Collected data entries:
● ● ● ● ● ● ●
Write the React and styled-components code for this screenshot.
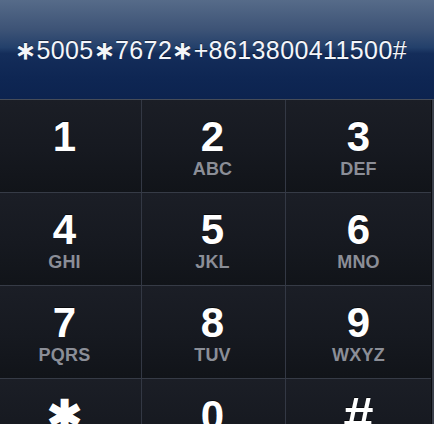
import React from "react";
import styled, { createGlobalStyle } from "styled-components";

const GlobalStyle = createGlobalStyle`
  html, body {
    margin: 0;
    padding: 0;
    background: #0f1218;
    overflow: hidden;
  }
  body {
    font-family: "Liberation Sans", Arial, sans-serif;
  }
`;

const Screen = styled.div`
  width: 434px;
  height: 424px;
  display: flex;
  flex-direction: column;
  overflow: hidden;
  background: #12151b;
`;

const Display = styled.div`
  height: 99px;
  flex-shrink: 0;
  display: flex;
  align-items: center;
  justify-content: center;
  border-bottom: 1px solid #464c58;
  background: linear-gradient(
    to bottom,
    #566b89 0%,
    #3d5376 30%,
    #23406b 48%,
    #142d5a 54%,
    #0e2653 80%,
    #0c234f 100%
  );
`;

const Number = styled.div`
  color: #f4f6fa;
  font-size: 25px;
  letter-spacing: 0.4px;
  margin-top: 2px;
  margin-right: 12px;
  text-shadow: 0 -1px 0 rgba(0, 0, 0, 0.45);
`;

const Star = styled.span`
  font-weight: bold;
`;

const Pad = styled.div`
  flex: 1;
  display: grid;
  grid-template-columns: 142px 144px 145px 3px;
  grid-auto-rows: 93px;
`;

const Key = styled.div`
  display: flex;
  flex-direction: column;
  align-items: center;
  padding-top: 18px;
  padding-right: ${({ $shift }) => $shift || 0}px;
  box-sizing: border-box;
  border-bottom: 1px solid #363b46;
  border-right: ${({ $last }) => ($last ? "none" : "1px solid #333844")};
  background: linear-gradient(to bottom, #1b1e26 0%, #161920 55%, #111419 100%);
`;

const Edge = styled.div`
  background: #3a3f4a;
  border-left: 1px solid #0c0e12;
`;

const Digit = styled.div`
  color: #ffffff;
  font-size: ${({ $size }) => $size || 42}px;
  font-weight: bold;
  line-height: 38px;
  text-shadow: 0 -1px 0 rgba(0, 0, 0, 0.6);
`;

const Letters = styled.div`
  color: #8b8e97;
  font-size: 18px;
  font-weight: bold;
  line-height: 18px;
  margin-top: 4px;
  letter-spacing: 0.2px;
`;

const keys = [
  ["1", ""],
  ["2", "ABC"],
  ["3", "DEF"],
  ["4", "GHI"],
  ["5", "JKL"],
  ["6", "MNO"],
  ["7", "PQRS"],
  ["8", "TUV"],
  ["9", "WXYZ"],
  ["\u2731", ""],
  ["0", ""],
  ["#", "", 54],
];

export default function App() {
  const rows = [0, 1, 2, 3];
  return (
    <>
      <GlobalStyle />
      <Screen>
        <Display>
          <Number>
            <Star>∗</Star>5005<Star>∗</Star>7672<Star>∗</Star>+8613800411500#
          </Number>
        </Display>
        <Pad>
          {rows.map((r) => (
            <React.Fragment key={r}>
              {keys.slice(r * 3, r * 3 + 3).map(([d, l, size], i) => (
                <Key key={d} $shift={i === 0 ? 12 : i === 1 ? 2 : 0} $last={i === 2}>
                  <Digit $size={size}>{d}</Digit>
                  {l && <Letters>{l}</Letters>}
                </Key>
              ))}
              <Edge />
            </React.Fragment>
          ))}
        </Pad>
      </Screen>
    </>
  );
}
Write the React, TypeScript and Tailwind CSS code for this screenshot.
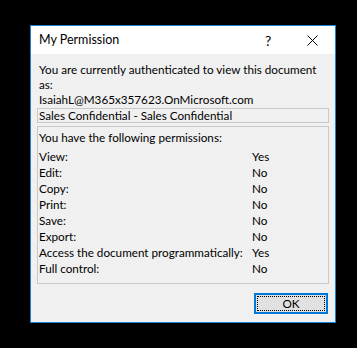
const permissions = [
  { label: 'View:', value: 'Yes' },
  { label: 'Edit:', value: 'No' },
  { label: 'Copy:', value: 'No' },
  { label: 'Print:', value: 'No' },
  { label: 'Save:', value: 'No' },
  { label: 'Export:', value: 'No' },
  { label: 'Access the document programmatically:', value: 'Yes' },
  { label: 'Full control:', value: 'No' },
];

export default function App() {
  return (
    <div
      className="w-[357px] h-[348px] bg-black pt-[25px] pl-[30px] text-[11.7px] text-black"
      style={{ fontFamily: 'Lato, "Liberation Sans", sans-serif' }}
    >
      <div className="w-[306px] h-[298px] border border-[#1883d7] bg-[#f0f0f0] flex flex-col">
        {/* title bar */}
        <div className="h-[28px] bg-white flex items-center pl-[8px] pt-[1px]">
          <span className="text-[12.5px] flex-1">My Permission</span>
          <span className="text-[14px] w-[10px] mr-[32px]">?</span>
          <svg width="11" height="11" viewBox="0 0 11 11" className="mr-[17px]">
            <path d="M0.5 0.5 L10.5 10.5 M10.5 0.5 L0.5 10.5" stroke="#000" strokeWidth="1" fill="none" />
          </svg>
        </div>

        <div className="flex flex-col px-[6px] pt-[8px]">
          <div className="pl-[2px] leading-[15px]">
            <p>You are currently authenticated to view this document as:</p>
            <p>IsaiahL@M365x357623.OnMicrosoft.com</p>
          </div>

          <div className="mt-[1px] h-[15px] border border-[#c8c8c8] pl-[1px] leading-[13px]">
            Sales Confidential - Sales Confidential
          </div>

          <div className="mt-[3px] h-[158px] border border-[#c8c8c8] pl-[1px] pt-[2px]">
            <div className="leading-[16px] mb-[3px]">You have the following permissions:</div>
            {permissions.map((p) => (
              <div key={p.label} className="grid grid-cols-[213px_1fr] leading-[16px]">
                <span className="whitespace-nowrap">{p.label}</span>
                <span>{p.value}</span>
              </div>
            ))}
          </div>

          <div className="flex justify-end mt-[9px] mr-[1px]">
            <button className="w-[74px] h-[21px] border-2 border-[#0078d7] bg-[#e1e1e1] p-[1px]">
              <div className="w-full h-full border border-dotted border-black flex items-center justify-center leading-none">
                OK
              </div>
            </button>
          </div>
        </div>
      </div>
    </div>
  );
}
● ● ● ● ● ● ●
• _Task requirements_: Repeat the records above exactly, omitting every picture.

• _Final result_:
Write the React and styled-components code for this screenshot.
import React from "react";
import styled, { createGlobalStyle } from "styled-components";

const GlobalStyle = createGlobalStyle`
  html, body {
    margin: 0;
    padding: 0;
    background: #0f1218;
    overflow: hidden;
  }
  body {
    font-family: "Liberation Sans", Arial, sans-serif;
  }
`;

const Screen = styled.div`
  width: 434px;
  height: 424px;
  display: flex;
  flex-direction: column;
  overflow: hidden;
  background: #12151b;
`;

const Display = styled.div`
  height: 99px;
  flex-shrink: 0;
  display: flex;
  align-items: center;
  justify-content: center;
  border-bottom: 1px solid #464c58;
  background: linear-gradient(
    to bottom,
    #566b89 0%,
    #3d5376 30%,
    #23406b 48%,
    #142d5a 54%,
    #0e2653 80%,
    #0c234f 100%
  );
`;

const Number = styled.div`
  color: #f4f6fa;
  font-size: 25px;
  letter-spacing: 0.4px;
  margin-top: 2px;
  margin-right: 12px;
  text-shadow: 0 -1px 0 rgba(0, 0, 0, 0.45);
`;

const Star = styled.span`
  font-weight: bold;
`;

const Pad = styled.div`
  flex: 1;
  display: grid;
  grid-template-columns: 142px 144px 145px 3px;
  grid-auto-rows: 93px;
`;

const Key = styled.div`
  display: flex;
  flex-direction: column;
  align-items: center;
  padding-top: 18px;
  padding-right: ${({ $shift }) => $shift || 0}px;
  box-sizing: border-box;
  border-bottom: 1px solid #363b46;
  border-right: ${({ $last }) => ($last ? "none" : "1px solid #333844")};
  background: linear-gradient(to bottom, #1b1e26 0%, #161920 55%, #111419 100%);
`;

const Edge = styled.div`
  background: #3a3f4a;
  border-left: 1px solid #0c0e12;
`;

const Digit = styled.div`
  color: #ffffff;
  font-size: ${({ $size }) => $size || 42}px;
  font-weight: bold;
  line-height: 38px;
  text-shadow: 0 -1px 0 rgba(0, 0, 0, 0.6);
`;

const Letters = styled.div`
  color: #8b8e97;
  font-size: 18px;
  font-weight: bold;
  line-height: 18px;
  margin-top: 4px;
  letter-spacing: 0.2px;
`;

const keys = [
  ["1", ""],
  ["2", "ABC"],
  ["3", "DEF"],
  ["4", "GHI"],
  ["5", "JKL"],
  ["6", "MNO"],
  ["7", "PQRS"],
  ["8", "TUV"],
  ["9", "WXYZ"],
  ["\u2731", ""],
  ["0", ""],
  ["#", "", 54],
];

export default function App() {
  const rows = [0, 1, 2, 3];
  return (
    <>
      <GlobalStyle />
      <Screen>
        <Display>
          <Number>
            <Star>∗</Star>5005<Star>∗</Star>7672<Star>∗</Star>+8613800411500#
          </Number>
        </Display>
        <Pad>
          {rows.map((r) => (
            <React.Fragment key={r}>
              {keys.slice(r * 3, r * 3 + 3).map(([d, l, size], i) => (
                <Key key={d} $shift={i === 0 ? 12 : i === 1 ? 2 : 0} $last={i === 2}>
                  <Digit $size={size}>{d}</Digit>
                  {l && <Letters>{l}</Letters>}
                </Key>
              ))}
              <Edge />
            </React.Fragment>
          ))}
        </Pad>
      </Screen>
    </>
  );
}
Write the React, TypeScript and Tailwind CSS code for this screenshot.
const permissions = [
  { label: 'View:', value: 'Yes' },
  { label: 'Edit:', value: 'No' },
  { label: 'Copy:', value: 'No' },
  { label: 'Print:', value: 'No' },
  { label: 'Save:', value: 'No' },
  { label: 'Export:', value: 'No' },
  { label: 'Access the document programmatically:', value: 'Yes' },
  { label: 'Full control:', value: 'No' },
];

export default function App() {
  return (
    <div
      className="w-[357px] h-[348px] bg-black pt-[25px] pl-[30px] text-[11.7px] text-black"
      style={{ fontFamily: 'Lato, "Liberation Sans", sans-serif' }}
    >
      <div className="w-[306px] h-[298px] border border-[#1883d7] bg-[#f0f0f0] flex flex-col">
        {/* title bar */}
        <div className="h-[28px] bg-white flex items-center pl-[8px] pt-[1px]">
          <span className="text-[12.5px] flex-1">My Permission</span>
          <span className="text-[14px] w-[10px] mr-[32px]">?</span>
          <svg width="11" height="11" viewBox="0 0 11 11" className="mr-[17px]">
            <path d="M0.5 0.5 L10.5 10.5 M10.5 0.5 L0.5 10.5" stroke="#000" strokeWidth="1" fill="none" />
          </svg>
        </div>

        <div className="flex flex-col px-[6px] pt-[8px]">
          <div className="pl-[2px] leading-[15px]">
            <p>You are currently authenticated to view this document as:</p>
            <p>IsaiahL@M365x357623.OnMicrosoft.com</p>
          </div>

          <div className="mt-[1px] h-[15px] border border-[#c8c8c8] pl-[1px] leading-[13px]">
            Sales Confidential - Sales Confidential
          </div>

          <div className="mt-[3px] h-[158px] border border-[#c8c8c8] pl-[1px] pt-[2px]">
            <div className="leading-[16px] mb-[3px]">You have the following permissions:</div>
            {permissions.map((p) => (
              <div key={p.label} className="grid grid-cols-[213px_1fr] leading-[16px]">
                <span className="whitespace-nowrap">{p.label}</span>
                <span>{p.value}</span>
              </div>
            ))}
          </div>

          <div className="flex justify-end mt-[9px] mr-[1px]">
            <button className="w-[74px] h-[21px] border-2 border-[#0078d7] bg-[#e1e1e1] p-[1px]">
              <div className="w-full h-full border border-dotted border-black flex items-center justify-center leading-none">
                OK
              </div>
            </button>
          </div>
        </div>
      </div>
    </div>
  );
}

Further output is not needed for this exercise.